TO DO —
Copy every line of the data that contains the string "styles".

INFORMATION PROVIDED —
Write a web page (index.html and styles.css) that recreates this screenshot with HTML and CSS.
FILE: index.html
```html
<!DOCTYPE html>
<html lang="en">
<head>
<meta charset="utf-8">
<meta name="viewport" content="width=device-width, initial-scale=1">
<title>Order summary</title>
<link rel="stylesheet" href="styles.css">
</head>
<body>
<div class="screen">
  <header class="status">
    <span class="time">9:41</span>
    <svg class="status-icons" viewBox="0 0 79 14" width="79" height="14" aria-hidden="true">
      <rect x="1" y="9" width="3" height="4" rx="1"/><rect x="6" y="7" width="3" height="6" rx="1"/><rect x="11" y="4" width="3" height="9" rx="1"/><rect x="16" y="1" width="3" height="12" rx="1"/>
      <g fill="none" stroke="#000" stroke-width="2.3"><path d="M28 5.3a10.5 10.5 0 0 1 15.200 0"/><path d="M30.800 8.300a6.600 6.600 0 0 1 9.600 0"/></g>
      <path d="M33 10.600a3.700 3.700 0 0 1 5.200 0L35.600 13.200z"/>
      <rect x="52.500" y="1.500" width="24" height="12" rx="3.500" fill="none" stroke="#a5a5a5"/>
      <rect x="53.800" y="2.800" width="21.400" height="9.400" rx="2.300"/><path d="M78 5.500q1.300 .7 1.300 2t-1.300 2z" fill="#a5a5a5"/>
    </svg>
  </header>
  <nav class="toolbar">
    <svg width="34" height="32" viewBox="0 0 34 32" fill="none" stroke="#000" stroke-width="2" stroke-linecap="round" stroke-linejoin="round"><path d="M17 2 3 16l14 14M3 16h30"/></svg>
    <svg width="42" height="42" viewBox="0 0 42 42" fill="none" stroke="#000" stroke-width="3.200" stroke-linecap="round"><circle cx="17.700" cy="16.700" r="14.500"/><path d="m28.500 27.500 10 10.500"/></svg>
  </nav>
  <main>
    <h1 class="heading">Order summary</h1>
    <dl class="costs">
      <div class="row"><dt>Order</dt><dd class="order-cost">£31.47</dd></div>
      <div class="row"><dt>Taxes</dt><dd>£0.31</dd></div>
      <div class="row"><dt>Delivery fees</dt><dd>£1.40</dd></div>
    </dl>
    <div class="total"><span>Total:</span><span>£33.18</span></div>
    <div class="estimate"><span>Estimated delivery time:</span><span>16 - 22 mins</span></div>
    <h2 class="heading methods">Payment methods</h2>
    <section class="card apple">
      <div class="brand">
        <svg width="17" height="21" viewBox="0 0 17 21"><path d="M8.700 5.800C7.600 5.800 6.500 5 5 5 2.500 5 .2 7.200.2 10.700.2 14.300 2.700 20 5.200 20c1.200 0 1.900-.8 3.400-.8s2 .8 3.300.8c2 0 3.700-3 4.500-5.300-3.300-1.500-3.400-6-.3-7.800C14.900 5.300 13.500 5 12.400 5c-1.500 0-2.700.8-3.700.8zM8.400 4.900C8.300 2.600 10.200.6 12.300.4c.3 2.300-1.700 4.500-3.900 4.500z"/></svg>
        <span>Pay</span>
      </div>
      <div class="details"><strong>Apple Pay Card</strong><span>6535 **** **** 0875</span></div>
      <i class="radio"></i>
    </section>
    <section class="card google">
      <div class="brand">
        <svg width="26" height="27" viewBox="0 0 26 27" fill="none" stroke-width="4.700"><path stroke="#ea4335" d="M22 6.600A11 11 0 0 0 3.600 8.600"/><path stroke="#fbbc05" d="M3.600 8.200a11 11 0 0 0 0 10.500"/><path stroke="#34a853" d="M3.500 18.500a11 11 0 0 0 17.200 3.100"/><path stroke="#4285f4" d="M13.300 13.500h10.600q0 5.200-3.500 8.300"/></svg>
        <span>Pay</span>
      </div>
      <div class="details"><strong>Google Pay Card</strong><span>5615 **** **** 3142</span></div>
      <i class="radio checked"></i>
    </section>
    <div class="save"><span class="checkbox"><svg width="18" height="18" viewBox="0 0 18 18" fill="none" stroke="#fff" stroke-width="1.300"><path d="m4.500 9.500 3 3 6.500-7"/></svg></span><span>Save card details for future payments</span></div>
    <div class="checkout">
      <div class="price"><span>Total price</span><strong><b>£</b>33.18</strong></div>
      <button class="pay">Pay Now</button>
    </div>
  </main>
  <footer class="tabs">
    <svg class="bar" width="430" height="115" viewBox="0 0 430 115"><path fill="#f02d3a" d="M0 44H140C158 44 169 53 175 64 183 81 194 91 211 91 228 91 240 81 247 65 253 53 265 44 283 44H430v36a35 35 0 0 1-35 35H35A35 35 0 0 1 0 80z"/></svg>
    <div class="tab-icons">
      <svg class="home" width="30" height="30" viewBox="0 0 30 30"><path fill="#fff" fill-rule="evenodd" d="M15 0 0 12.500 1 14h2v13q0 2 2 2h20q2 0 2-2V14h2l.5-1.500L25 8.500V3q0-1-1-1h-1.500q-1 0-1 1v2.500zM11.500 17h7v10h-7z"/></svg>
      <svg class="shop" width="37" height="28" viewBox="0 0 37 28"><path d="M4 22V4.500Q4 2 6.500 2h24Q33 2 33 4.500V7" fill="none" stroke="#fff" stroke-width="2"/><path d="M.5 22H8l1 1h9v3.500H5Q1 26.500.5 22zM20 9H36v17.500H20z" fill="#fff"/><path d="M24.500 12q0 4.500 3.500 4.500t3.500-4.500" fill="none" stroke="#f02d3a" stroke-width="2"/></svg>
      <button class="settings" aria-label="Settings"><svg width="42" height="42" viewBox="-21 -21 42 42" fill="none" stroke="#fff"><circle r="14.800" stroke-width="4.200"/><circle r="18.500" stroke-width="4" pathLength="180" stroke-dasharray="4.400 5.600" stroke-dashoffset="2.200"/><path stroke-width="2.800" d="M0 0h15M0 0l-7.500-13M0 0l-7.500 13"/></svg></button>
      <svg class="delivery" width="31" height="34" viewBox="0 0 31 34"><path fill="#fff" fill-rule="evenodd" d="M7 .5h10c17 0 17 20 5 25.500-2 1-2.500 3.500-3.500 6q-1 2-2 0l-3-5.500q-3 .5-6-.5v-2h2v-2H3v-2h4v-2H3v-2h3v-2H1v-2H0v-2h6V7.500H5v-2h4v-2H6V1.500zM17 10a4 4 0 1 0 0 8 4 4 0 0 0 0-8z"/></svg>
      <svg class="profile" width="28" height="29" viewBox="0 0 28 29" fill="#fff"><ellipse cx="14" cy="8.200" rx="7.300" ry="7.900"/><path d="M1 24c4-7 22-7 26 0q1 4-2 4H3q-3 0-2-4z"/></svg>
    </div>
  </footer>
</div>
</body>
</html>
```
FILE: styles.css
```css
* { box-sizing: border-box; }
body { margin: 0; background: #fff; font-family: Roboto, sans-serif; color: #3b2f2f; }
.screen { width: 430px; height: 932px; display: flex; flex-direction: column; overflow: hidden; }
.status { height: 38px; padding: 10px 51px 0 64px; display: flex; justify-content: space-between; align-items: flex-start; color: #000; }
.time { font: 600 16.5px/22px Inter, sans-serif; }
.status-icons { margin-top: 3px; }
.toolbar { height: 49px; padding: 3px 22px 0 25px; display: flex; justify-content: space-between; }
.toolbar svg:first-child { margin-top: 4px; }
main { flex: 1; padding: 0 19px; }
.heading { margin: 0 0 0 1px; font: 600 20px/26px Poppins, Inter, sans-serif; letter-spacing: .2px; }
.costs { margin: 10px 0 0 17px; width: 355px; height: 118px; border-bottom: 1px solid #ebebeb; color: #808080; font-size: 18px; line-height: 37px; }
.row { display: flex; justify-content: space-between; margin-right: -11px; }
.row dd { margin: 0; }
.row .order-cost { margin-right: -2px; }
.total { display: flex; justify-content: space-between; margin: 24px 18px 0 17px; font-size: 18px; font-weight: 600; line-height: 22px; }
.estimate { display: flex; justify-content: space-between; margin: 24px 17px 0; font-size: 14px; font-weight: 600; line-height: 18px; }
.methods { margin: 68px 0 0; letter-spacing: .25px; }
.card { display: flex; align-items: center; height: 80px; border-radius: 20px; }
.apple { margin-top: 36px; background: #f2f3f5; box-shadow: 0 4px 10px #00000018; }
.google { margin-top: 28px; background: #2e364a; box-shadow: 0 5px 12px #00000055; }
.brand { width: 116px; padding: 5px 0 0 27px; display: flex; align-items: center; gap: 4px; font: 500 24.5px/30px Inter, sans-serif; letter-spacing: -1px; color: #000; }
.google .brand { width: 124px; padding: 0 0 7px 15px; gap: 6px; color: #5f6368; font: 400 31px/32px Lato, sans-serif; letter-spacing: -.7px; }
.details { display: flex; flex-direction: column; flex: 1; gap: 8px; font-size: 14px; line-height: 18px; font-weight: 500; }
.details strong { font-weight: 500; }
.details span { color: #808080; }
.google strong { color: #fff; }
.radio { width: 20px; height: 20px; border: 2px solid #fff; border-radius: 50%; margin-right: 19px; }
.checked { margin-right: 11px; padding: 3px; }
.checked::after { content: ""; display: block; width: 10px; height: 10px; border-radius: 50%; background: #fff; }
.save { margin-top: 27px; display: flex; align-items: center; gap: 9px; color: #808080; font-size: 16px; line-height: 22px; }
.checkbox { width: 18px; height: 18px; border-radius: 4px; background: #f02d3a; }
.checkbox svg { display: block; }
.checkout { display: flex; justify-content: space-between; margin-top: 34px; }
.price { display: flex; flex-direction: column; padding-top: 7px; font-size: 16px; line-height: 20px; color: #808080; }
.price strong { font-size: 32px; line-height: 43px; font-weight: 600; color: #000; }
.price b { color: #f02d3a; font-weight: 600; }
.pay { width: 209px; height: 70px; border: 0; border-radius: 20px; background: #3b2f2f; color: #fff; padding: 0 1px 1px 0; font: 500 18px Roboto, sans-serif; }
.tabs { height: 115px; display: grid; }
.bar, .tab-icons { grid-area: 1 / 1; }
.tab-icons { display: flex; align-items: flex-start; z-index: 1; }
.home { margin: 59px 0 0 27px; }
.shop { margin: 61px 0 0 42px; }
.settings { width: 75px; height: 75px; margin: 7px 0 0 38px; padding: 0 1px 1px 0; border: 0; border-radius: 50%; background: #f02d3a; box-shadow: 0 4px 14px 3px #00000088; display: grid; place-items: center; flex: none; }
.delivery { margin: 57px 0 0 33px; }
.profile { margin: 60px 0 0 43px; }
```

SOLUTION TO THIS TASK —
Write a web page (index.html and styles.css) that recreates this screenshot with HTML and CSS.
<link rel="stylesheet" href="styles.css">
FILE: styles.css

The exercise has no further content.